Can you print the data exactly and leave out each image?

++++++

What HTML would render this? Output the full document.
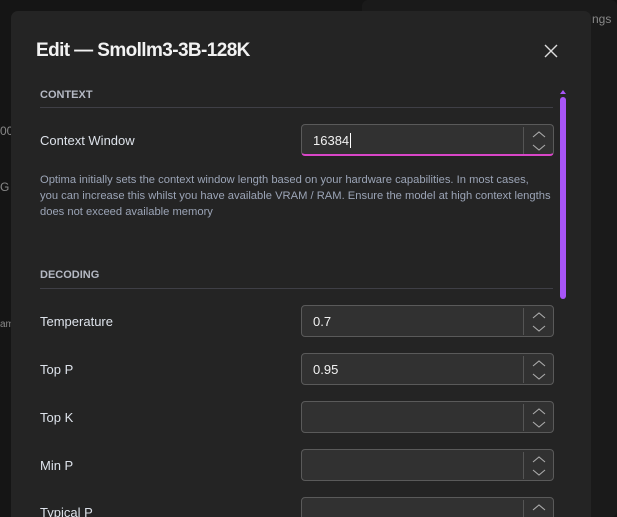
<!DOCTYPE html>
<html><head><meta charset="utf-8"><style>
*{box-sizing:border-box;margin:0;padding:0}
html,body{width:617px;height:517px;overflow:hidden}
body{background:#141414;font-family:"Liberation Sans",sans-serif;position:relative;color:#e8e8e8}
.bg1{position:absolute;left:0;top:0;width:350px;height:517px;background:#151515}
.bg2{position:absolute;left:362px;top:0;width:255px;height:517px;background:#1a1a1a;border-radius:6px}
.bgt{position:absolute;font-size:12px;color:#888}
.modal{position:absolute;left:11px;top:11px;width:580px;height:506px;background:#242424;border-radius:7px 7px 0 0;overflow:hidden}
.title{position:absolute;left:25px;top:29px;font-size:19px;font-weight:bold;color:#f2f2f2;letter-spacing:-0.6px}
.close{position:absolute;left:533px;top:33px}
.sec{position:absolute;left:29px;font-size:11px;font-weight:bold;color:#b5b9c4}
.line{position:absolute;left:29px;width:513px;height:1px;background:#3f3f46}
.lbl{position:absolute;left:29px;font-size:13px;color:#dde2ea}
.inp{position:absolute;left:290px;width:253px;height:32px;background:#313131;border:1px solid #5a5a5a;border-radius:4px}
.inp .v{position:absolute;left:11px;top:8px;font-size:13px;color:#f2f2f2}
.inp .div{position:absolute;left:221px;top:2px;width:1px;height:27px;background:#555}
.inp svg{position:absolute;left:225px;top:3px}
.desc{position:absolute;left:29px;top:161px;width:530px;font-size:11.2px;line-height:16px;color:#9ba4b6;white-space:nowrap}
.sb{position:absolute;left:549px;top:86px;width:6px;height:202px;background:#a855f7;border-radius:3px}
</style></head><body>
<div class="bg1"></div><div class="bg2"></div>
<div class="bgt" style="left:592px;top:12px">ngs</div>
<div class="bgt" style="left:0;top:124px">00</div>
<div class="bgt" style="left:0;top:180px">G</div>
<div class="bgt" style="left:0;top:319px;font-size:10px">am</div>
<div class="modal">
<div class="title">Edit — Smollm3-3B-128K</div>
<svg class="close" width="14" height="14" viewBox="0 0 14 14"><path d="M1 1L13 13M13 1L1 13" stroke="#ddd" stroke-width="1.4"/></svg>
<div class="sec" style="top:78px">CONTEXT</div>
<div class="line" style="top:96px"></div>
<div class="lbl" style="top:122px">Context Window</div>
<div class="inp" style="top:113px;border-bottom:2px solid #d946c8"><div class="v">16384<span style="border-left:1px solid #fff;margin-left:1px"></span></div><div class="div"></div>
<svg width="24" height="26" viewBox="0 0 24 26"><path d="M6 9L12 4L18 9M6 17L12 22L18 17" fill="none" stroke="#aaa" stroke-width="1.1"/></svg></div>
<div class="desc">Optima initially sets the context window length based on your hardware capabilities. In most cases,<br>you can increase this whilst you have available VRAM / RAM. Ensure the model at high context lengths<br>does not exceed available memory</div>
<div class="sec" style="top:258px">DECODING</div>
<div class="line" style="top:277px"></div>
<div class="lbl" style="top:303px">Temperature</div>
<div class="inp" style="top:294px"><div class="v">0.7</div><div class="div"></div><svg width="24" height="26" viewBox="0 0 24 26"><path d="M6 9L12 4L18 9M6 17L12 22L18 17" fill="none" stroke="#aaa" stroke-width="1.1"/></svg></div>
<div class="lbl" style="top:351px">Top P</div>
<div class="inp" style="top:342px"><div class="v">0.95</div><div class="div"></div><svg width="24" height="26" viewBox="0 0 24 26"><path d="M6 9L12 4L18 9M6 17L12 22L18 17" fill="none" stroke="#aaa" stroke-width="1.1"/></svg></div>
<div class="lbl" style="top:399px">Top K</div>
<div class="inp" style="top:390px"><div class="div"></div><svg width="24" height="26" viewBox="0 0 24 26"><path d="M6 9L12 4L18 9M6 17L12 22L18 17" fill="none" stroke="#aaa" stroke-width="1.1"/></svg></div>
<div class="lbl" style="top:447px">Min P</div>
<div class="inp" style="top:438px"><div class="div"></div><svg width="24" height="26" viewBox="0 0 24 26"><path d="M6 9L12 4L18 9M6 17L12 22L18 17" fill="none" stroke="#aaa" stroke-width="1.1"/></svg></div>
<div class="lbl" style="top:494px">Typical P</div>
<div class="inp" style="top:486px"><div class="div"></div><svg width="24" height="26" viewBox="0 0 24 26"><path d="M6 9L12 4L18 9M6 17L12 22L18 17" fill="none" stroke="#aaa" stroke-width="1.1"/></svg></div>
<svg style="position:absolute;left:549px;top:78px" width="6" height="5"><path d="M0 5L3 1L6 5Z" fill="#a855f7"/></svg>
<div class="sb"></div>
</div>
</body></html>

++++++

Completed exercise.
What HTML would render this? Output the full document.
<!DOCTYPE html>
<html><head><meta charset="utf-8"><style>
*{box-sizing:border-box;margin:0;padding:0}
html,body{width:617px;height:517px;overflow:hidden}
body{background:#141414;font-family:"Liberation Sans",sans-serif;position:relative;color:#e8e8e8}
.bg1{position:absolute;left:0;top:0;width:350px;height:517px;background:#151515}
.bg2{position:absolute;left:362px;top:0;width:255px;height:517px;background:#1a1a1a;border-radius:6px}
.bgt{position:absolute;font-size:12px;color:#888}
.modal{position:absolute;left:11px;top:11px;width:580px;height:506px;background:#242424;border-radius:7px 7px 0 0;overflow:hidden}
.title{position:absolute;left:25px;top:29px;font-size:19px;font-weight:bold;color:#f2f2f2;letter-spacing:-0.6px}
.close{position:absolute;left:533px;top:33px}
.sec{position:absolute;left:29px;font-size:11px;font-weight:bold;color:#b5b9c4}
.line{position:absolute;left:29px;width:513px;height:1px;background:#3f3f46}
.lbl{position:absolute;left:29px;font-size:13px;color:#dde2ea}
.inp{position:absolute;left:290px;width:253px;height:32px;background:#313131;border:1px solid #5a5a5a;border-radius:4px}
.inp .v{position:absolute;left:11px;top:8px;font-size:13px;color:#f2f2f2}
.inp .div{position:absolute;left:221px;top:2px;width:1px;height:27px;background:#555}
.inp svg{position:absolute;left:225px;top:3px}
.desc{position:absolute;left:29px;top:161px;width:530px;font-size:11.2px;line-height:16px;color:#9ba4b6;white-space:nowrap}
.sb{position:absolute;left:549px;top:86px;width:6px;height:202px;background:#a855f7;border-radius:3px}
</style></head><body>
<div class="bg1"></div><div class="bg2"></div>
<div class="bgt" style="left:592px;top:12px">ngs</div>
<div class="bgt" style="left:0;top:124px">00</div>
<div class="bgt" style="left:0;top:180px">G</div>
<div class="bgt" style="left:0;top:319px;font-size:10px">am</div>
<div class="modal">
<div class="title">Edit — Smollm3-3B-128K</div>
<svg class="close" width="14" height="14" viewBox="0 0 14 14"><path d="M1 1L13 13M13 1L1 13" stroke="#ddd" stroke-width="1.4"/></svg>
<div class="sec" style="top:78px">CONTEXT</div>
<div class="line" style="top:96px"></div>
<div class="lbl" style="top:122px">Context Window</div>
<div class="inp" style="top:113px;border-bottom:2px solid #d946c8"><div class="v">16384<span style="border-left:1px solid #fff;margin-left:1px"></span></div><div class="div"></div>
<svg width="24" height="26" viewBox="0 0 24 26"><path d="M6 9L12 4L18 9M6 17L12 22L18 17" fill="none" stroke="#aaa" stroke-width="1.1"/></svg></div>
<div class="desc">Optima initially sets the context window length based on your hardware capabilities. In most cases,<br>you can increase this whilst you have available VRAM / RAM. Ensure the model at high context lengths<br>does not exceed available memory</div>
<div class="sec" style="top:258px">DECODING</div>
<div class="line" style="top:277px"></div>
<div class="lbl" style="top:303px">Temperature</div>
<div class="inp" style="top:294px"><div class="v">0.7</div><div class="div"></div><svg width="24" height="26" viewBox="0 0 24 26"><path d="M6 9L12 4L18 9M6 17L12 22L18 17" fill="none" stroke="#aaa" stroke-width="1.1"/></svg></div>
<div class="lbl" style="top:351px">Top P</div>
<div class="inp" style="top:342px"><div class="v">0.95</div><div class="div"></div><svg width="24" height="26" viewBox="0 0 24 26"><path d="M6 9L12 4L18 9M6 17L12 22L18 17" fill="none" stroke="#aaa" stroke-width="1.1"/></svg></div>
<div class="lbl" style="top:399px">Top K</div>
<div class="inp" style="top:390px"><div class="div"></div><svg width="24" height="26" viewBox="0 0 24 26"><path d="M6 9L12 4L18 9M6 17L12 22L18 17" fill="none" stroke="#aaa" stroke-width="1.1"/></svg></div>
<div class="lbl" style="top:447px">Min P</div>
<div class="inp" style="top:438px"><div class="div"></div><svg width="24" height="26" viewBox="0 0 24 26"><path d="M6 9L12 4L18 9M6 17L12 22L18 17" fill="none" stroke="#aaa" stroke-width="1.1"/></svg></div>
<div class="lbl" style="top:494px">Typical P</div>
<div class="inp" style="top:486px"><div class="div"></div><svg width="24" height="26" viewBox="0 0 24 26"><path d="M6 9L12 4L18 9M6 17L12 22L18 17" fill="none" stroke="#aaa" stroke-width="1.1"/></svg></div>
<svg style="position:absolute;left:549px;top:78px" width="6" height="5"><path d="M0 5L3 1L6 5Z" fill="#a855f7"/></svg>
<div class="sb"></div>
</div>
</body></html>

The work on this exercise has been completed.